Trump’ın imzaladığı karara tepki gösteren vatandaşlar öncelikle havaalanlarına koştu ve kararı protesto etti. Hatta bu yüzden bazıları gözaltına alındı.” Karardan rahatsız olanlar arasında Trump’ın destekçileri de var” manşetli haberler de şu sıralar sıkça yer alıyor medyada. Eski ABD Dışişleri Bakanı Madeleine Albright ‘da Trump’a rest çekti. New York Federal Mahkemesi’nden sonra 4 eyalet mahkemesi daha yedi Müslüman ülkeden gelen vatandaşların ABD’ye girişine 90 gün yasak getiren Başkanlık kararnamesinin askıya alınmasına karar verdi ( California, Virginia, Washington vb.). Bu da gösteriyor ki diğer ülkelerden olduğu kadar Amerika’nın kendi içinden de yükselen ciddi sesler mevcut.

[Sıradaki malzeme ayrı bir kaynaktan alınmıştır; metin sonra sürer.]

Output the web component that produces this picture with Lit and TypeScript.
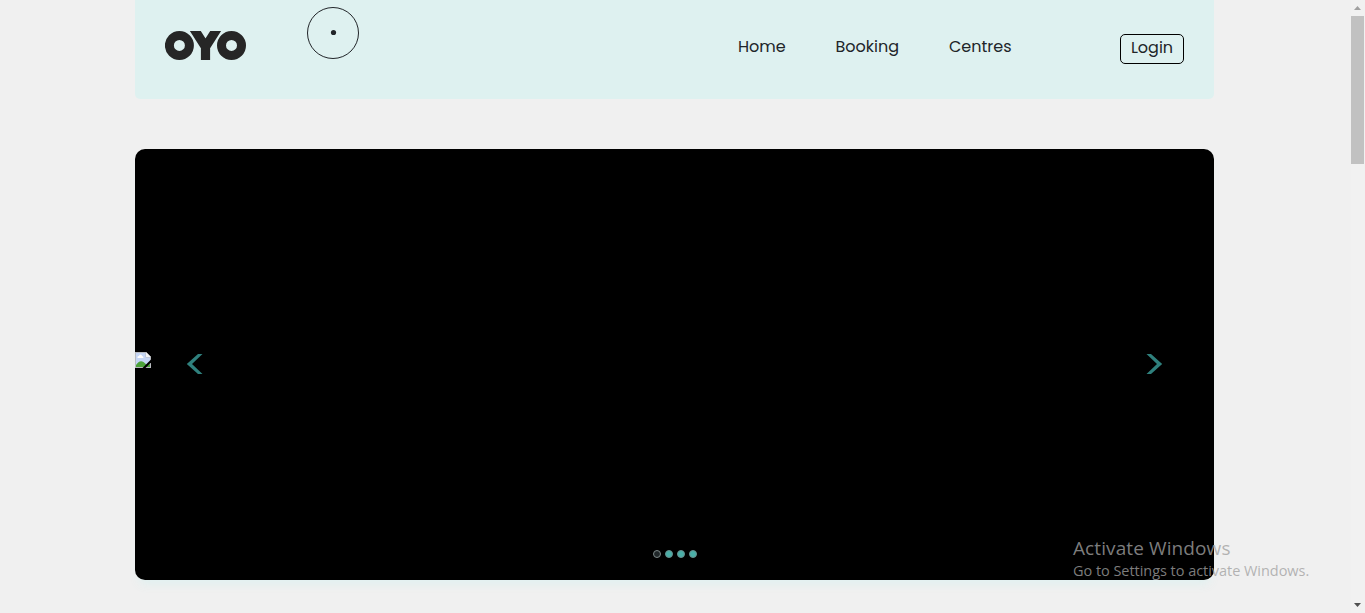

Bu karar skandal niteliği taşımaktadır. Irkçılığın korkusuzca ilan edildiği ve “kendisi gibi olmayana” savaş bayrağının çekildiğinin bariz bir göstergesidir. Trump’ın bu etnik kökenler ve Müslümanlar ile ilgili takıntısını anlayabilmiş değilim. Hatta gücü yetse dünyanın her yerine saldırma ve karşı durma potansiyeli olması da bir hayli enteresan geliyor bana. Ancak, şu an için üzerinde durduğum başlıca fikir şu; Trump bir iş adamı olarak, siyaset ve ülke yönetimi konusunda yeterli bilgi ve birikime sahip değil ve bir “piyon” görevi görüyor oturduğu koltukta. Her yönetimin sıkı bir işbirliği içinde olduğu “Amerikan derin devleti”, bu sefer işbirliği içinde değil doğrudan Trump üzerinden ülkeyi yönetiyor. Kararları veren de Trump gibi gözüktüğü için zaten sevimsiz bir mizaca sahip olan bu adam, iyice sevimsizleşiyor.
Son yıllarda artan terör olayları ve terör örgütlerinin yaptıkları eylemleri “ Allah” adına yaptıklarına söylemeleri ve işin içine İslam’ı da karıştırmaları sebebiyle “müslümanlık terörizmle eşdeğer olması” algısı dünyada seslendiriliyor .Tabi bu durumda sapla sapanı ayırmak gerekli ama çoğu ülke bunu yapmıyor. Bir senaryo da Trump’ın bu nedenle kararnameyi gündeme getirmesi idi. Geçmişte yaşanan örnekler mevcut; ABD’deki 11 Eylül terör saldırısı Suudi Arabistan uyruklu bir kişi tarafından gerçekleştirilmişti. Daha önce de ABD’de yaşanan farklı terör saldırıları düzenleyen saldırganlar Birleşik Arap Emirlikleri, Mısır ve Lübnan uyruklu kişilerdi. Ancak ilginçtir ki bu ülkelerin hiçbiri Trump’ın yasak listesinde yer almadı. Eğer kararın sebebi terörü engellemekse neden bu ülkeler de kararnamenin içinde yok?
Ülke güvenliğini sağlamak adına mülteciler konusunda da temkinli davranmanın bir nebze doğru olacağını düşünüyorum; ancak böylesine genel bir karar vermek temkinli davranmak değil, defalarca vurguladığım gibi ırkçılığa ve acımasızlığa giriyor. Ayrıca unutulmaması gereken en önemli noktalardan biri de şu; Suriye’nin bugün bu noktaya gelmesinde ABD’nin katkısı var mı? Cevabı herkesin bildiğine emin olarak şunu söylüyorum ben de: O halde “Suriyeli mülteciler ikinci bir talimata kadar ülkeye giremez” demeye hakkınız var mı?